Dans la France du Nord-Ouest au XIIe siècle : les ‘Jeunes’ dans la société aristocratique
Georges Duby
Georges Duby, « Dans la France du Nord-Ouest au XIIe siècle : les ‘Jeunes’ dans la société aristocratique », in Annales E.S.C., n° 5, vol. 19, 1964, p. 835-846.
Extrait de l’article
Dans les écrits narratifs composés au XIIe siècle dans le Nord-Ouest du royaume de France, on voit certains hommes de bonne naissance désignés comme étant des « jeunes », soit individuellement par l’adjectif juvenis, soit collectivement par le substantif juventus. De toute évidence, ces termes sont des qualificatifs précis, utilisés pour marquer l’appartenance à un groupe social particulier. Parfois, ils sont employés à propos de gens d’Église, et notamment pour distinguer une certaine fraction de la communauté monastique. Le plus souvent, cependant, ils s’appliquent à des hommes de guerre et servent à les situer dans une étape bien déterminée de leur existence. De cette étape, il importe en premier lieu de reconnaître les bornes. Il apparaît très clairement que celui qu’on appelle un « jeune » n’est plus un enfant, qu’il a dépassé le temps de l’éducation et des exercices préparatoires à l’activité militaire.
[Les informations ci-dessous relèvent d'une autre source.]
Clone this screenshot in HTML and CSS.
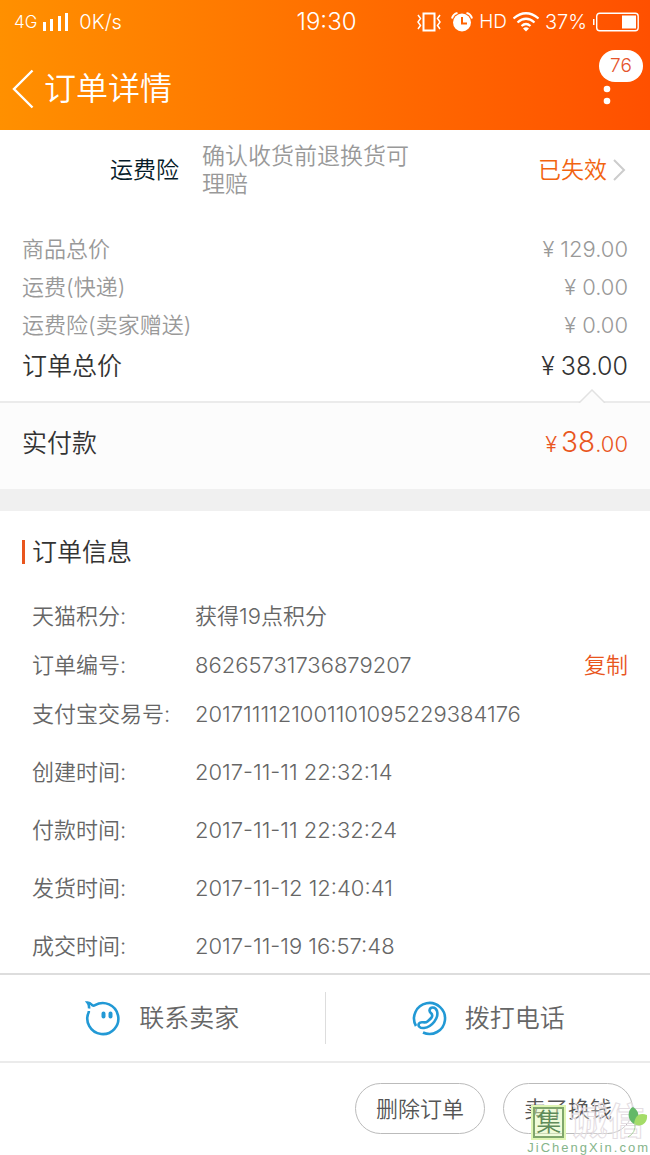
FILE: index.html
```html
<!DOCTYPE html>
<html lang="zh-CN">
  <head>
    <meta charset="UTF-8" />
    <meta name="viewport" content="width=device-width, initial-scale=1.0" />
    <title>订单详情</title>
    <link rel="stylesheet" href="styles.css">
  </head>
  <body>
    <header class="header">
      <div class="status-bar">
        <div class="status-left">
          <span class="network">4G</span>
          <svg class="signal" width="26" height="18" viewBox="0 0 26 18" fill="#fff">
            <path d="M0 9h3v9H0zM7 6h3v12H7zM15 3h3v15h-3zM22 0h3v18h-3z" />
          </svg>
          <span>0K/s</span>
        </div>
        <span class="clock">19:30</span>
        <div class="status-right">
          <svg width="24" height="20" viewBox="0 0 24 20" fill="none" stroke="#fff">
            <rect x="6.500" y="1.500" width="11" height="17" stroke-width="2" />
            <path d="M1 3l2.500 3.500L1 10l2.500 3.500L1 17M23 3l-2.500 3.500L23 10l-2.500 3.500L23 17" stroke-width="1.500" />
          </svg>
          <svg class="alarm" width="22" height="20" viewBox="0 0 22 20">
            <circle cx="11" cy="10.500" r="9" fill="#fff" />
            <path d="M1 6.500Q2 2 6.500 1M21 6.500Q20 2 15.500 1" fill="none" stroke="#fff" stroke-width="2" />
            <path d="M11 5v6.500h5" fill="none" stroke="#ff6200" stroke-width="2" />
          </svg>
          <span class="hd">HD</span>
          <svg width="26" height="20" viewBox="1 0 26 20" fill="none" stroke="#fff" stroke-width="2.200">
            <path d="M1.500 6.500Q14-4 26.500 6.500M5.500 10.500Q14 3 22.500 10.500M9.500 14Q14 10 18.500 14" />
            <path d="M11 16.500Q14 14 17 16.500L14 19.500z" fill="#fff" stroke="none" />
          </svg>
          <span>37%</span>
          <svg width="46" height="20" viewBox="0 0 46 20">
            <rect x="3.700" y="1.200" width="41.500" height="17.500" rx="3" fill="none" stroke="#fff" stroke-width="1.400" />
            <path d="M0 7h1.500v6H0z" fill="#fff" />
            <path d="M29 3.500h14v13H29z" fill="#fff" />
          </svg>
        </div>
      </div>
      <div class="nav">
        <a href="#" class="back" aria-label="返回">
          <svg width="22" height="40" viewBox="0 0 22 40" fill="none" stroke="#fff" stroke-width="2.400">
            <path d="M20.500 1.500L2 20l18.500 18.500" />
          </svg>
        </a>
        <h1>订单详情</h1>
        <button class="more" aria-label="更多">
          <svg width="8" height="36" viewBox="0 0 8 36" fill="#fff">
            <circle cx="4" cy="18" r="3.300" />
            <circle cx="4" cy="30" r="3.300" />
          </svg>
          <span class="badge">76</span>
        </button>
      </div>
    </header>

    <main>
      <section class="insurance">
        <span class="insurance-name">运费险</span>
        <p>确认收货前退换货可理赔</p>
        <a href="#">已失效
          <svg width="13" height="22" viewBox="0 0 13 22" fill="none" stroke="#ccc" stroke-width="2">
            <path d="M1 1l10 10L1 21" />
          </svg>
        </a>
      </section>

      <dl class="prices">
        <div><dt>商品总价</dt><dd><i>¥</i>129.00</dd></div>
        <div><dt>运费(快递)</dt><dd><i>¥</i>0.00</dd></div>
        <div><dt>运费险(卖家赠送)</dt><dd><i>¥</i>0.00</dd></div>
        <div class="total"><dt>订单总价</dt><dd><i>¥</i>38.00</dd></div>
      </dl>

      <section class="paid">
        <svg class="notch" width="28" height="14" viewBox="0 0 28 14">
          <path d="M1 14L14 1l13 13" fill="#fcfcfc" stroke="#e2e2e2" stroke-width="1.500" />
        </svg>
        <span>实付款</span>
        <span class="paid-amount"><i>¥</i><b>38</b>.00</span>
      </section>

      <section class="order">
        <h2>订单信息</h2>
        <dl class="info">
          <div><dt>天猫积分:</dt><dd>获得19点积分</dd></div>
          <div><dt>订单编号:</dt><dd>86265731736879207</dd><button class="copy">复制</button></div>
          <div><dt>支付宝交易号:</dt><dd>2017111121001101095229384176</dd></div>
          <div class="time"><dt>创建时间:</dt><dd>2017-11-11 22:32:14</dd></div>
          <div class="time"><dt>付款时间:</dt><dd>2017-11-11 22:32:24</dd></div>
          <div class="time"><dt>发货时间:</dt><dd>2017-11-12 12:40:41</dd></div>
          <div class="time"><dt>成交时间:</dt><dd>2017-11-19 16:57:48</dd></div>
        </dl>
      </section>
    </main>

    <div class="contact">
      <button>
        <svg width="36" height="36" viewBox="0 0 36 36" fill="none" stroke="#2299d5" stroke-width="2.600">
          <path d="M10 5.200A15.500 15.500 0 1 1 3.800 12L3.800 11M10 5.200Q8 6.500 6.500 4.500Q5 2.500 2.500 2.500Q4.500 5 4 8.500" />
          <path d="M18.500 13.500v3M25.500 13.500v3" stroke-width="4" stroke-linecap="round" />
        </svg>
        联系卖家
      </button>
      <button>
        <svg width="36" height="36" viewBox="0 0 36 36" fill="none" stroke="#2299d5" stroke-width="2.600">
          <path d="M5 26A15.500 15.500 0 1 1 12 32.500" />
          <path d="M18.500 10.500C19 6.500 24.500 6.500 26 11C28 18 21 27 13 28C9 28.500 6.500 26 8 23.500C10 20.500 13.500 24 16.500 21.500C19.500 19 22 17 21 14.500C20.500 13 18.500 12.500 18.500 10.500z" />
        </svg>
        拨打电话
      </button>
    </div>

    <footer class="footer">
      <button>删除订单</button>
      <button>卖了换钱</button>
      <div class="watermark">
        <div class="mark-top">
          <span class="seal">集</span>
          <span class="mark-name">诚信</span>
          <svg class="leaf" width="22" height="32" viewBox="0 0 22 32">
            <path d="M8 18C0 13 2 3 7 1C14 5 14 13 8 18z" fill="#63b868" />
            <path d="M8 18C9 9 14 6 21 9C22 17 15 22 8 18z" fill="#a4dc68" />
            <path d="M9 17Q10 27 2 31" fill="none" stroke="#a9cf9c" />
          </svg>
        </div>
        <span class="mark-url">JiChengXin.com</span>
      </div>
    </footer>
  </body>
</html>
```
FILE: styles.css
```css
* {
  box-sizing: border-box;
}
body {
  display: flex;
  flex-direction: column;
  min-height: 100vh;
  margin: 0;
  background: #fff;
  color: #666;
  font-family: Inter, "Noto Sans CJK SC", sans-serif;
  font-size: 22px;
  font-weight: 350;
  line-height: 30px;
}
h1,
h2,
p,
dl,
dd {
  margin: 0;
  font-weight: 350;
}
i,
b {
  font-style: normal;
  font-weight: 350;
}
a {
  text-decoration: none;
}
button {
  padding: 0;
  border: none;
  background: none;
  color: inherit;
  font: inherit;
  cursor: pointer;
}
svg {
  flex: none;
}

/* header */
.header {
  height: 130px;
  background: linear-gradient(90deg, #ff9000, #ff5000);
  color: #fff;
}
.status-bar {
  display: grid;
  grid-template-columns: 1fr auto 1fr;
  align-items: center;
  height: 44px;
  padding: 0 11px 0 14px;
  font-size: 20px;
}
.status-left,
.status-right {
  display: flex;
  align-items: center;
}
.status-right {
  justify-content: flex-end;
  gap: 6px;
}
.network {
  font-size: 17px;
}
.signal {
  margin: 0 10px 0 6px;
}
.clock {
  font-size: 24px;
}
.alarm {
  margin-left: 4px;
}
.hd {
  font-size: 19px;
}
.nav {
  display: flex;
  align-items: center;
  height: 86px;
  padding: 3px 39px 0 12px;
}
.back {
  display: flex;
}
.nav h1 {
  flex: 1;
  margin-left: 10px;
  font-size: 32px;
  line-height: 40px;
}
.more {
  position: relative;
  display: flex;
}
.badge {
  position: absolute;
  top: -21px;
  left: -4px;
  width: 44px;
  border-radius: 16px;
  background: #fff;
  color: #e5532a;
  font-size: 19px;
  line-height: 32px;
}

/* prices */
.insurance {
  display: flex;
  align-items: center;
  padding: 12px 24px 0 110px;
  font-size: 23px;
  line-height: 28px;
}
.insurance-name {
  color: #051b28;
}
.insurance p {
  width: 216px;
  margin: 0 auto 0 23px;
  color: #999;
}
.insurance a {
  display: flex;
  align-items: center;
  gap: 6px;
  color: #f2640f;
}
.prices {
  padding: 32px 22px 13px;
  color: #999;
}
.prices div {
  display: flex;
  align-items: center;
  justify-content: space-between;
  height: 38px;
}
.prices i {
  margin-right: 6px;
}
.prices .total {
  height: 44px;
  color: #333;
  font-size: 25px;
}
.paid {
  position: relative;
  display: flex;
  align-items: center;
  justify-content: space-between;
  height: 88px;
  padding: 0 22px 6px;
  border-top: 2px solid #ebebeb;
  background: #fcfcfc;
  color: #333;
  font-size: 25px;
}
.notch {
  position: absolute;
  top: -14px;
  right: 44px;
}
.paid-amount {
  color: #e9561e;
  font-size: 22px;
}
.paid-amount i {
  margin-right: 4px;
}
.paid-amount b {
  font-size: 28px;
}

/* order info */
.order {
  padding: 25px 22px 0;
  border-top: 22px solid #f0f0f0;
}
.order h2 {
  display: flex;
  align-items: center;
  gap: 7px;
  height: 32px;
  color: #333;
  font-size: 25px;
}
.order h2::before {
  width: 3px;
  height: 24px;
  background: #e9561e;
  content: "";
}
.info {
  padding: 23px 0 0 10px;
}
.info div {
  display: flex;
  align-items: center;
  height: 49px;
}
.info .time {
  margin-top: 9px;
}
.info dt {
  width: 163px;
}
.info dd {
  flex: 1;
}
.copy {
  color: #e9561e;
}

/* bottom bars */
.contact {
  display: flex;
  align-items: center;
  height: 90px;
  margin-top: auto;
  border-top: 2px solid #ddd;
  border-bottom: 2px solid #ebebeb;
  background: #fff;
  font-size: 25px;
}
.contact button {
  display: flex;
  flex: 1;
  align-items: center;
  justify-content: center;
  gap: 18px;
  height: 52px;
}
.contact button + button {
  border-left: 1px solid #ddd;
}
.footer {
  position: relative;
  display: flex;
  justify-content: flex-end;
  gap: 18px;
  height: 92px;
  padding: 20px 17px 0;
}
.footer button {
  width: 130px;
  height: 51px;
  border: 1px solid #bbb;
  border-radius: 26px;
  color: #555;
}
.watermark {
  position: absolute;
  right: 0;
  bottom: 0;
  pointer-events: none;
}
.mark-top {
  display: flex;
  align-items: center;
  gap: 6px;
  padding-left: 6px;
}
.seal {
  width: 31px;
  border: 2px solid #7fa66c;
  outline: 2px solid #dff5b4;
  background: rgba(224, 247, 182, 0.5);
  color: #5f8b59;
  font-size: 25px;
  line-height: 27px;
  text-align: center;
}
.mark-name {
  color: rgba(255, 255, 255, 0.3);
  font-size: 37px;
  font-weight: 700;
  line-height: 36px;
  -webkit-text-stroke: 1px #e4dde2;
}
.leaf {
  position: absolute;
  top: 2px;
  right: 2px;
}
.mark-url {
  display: block;
  color: #86b58b;
  font-family: "Liberation Sans", sans-serif;
  font-size: 13px;
  font-weight: 400;
  letter-spacing: 2px;
  line-height: 15px;
  white-space: nowrap;
}
```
Pour qualifier les fils de la noblesse qui apprennent encore les usages et les techniques propres à leur état, les auteurs de ces récits usent, en effet, exclusivement d’autres mots, puer, adulescentulus, adolescens imberbis. Ces vocables sont employés par eux à propos de jeunes gens qui sont nettement sortis de ce que nous appelons l’enfance, qui ont dépassé quinze, dix-sept et même dix-neuf ans, mais qui n’ont pas terminé leur apprentissage. Le « jeune », par conséquent, est un homme fait, un adulte. Il est introduit dans le groupe des guerriers ; il a reçu les armes ; il est adoubé. C’est un chevalier.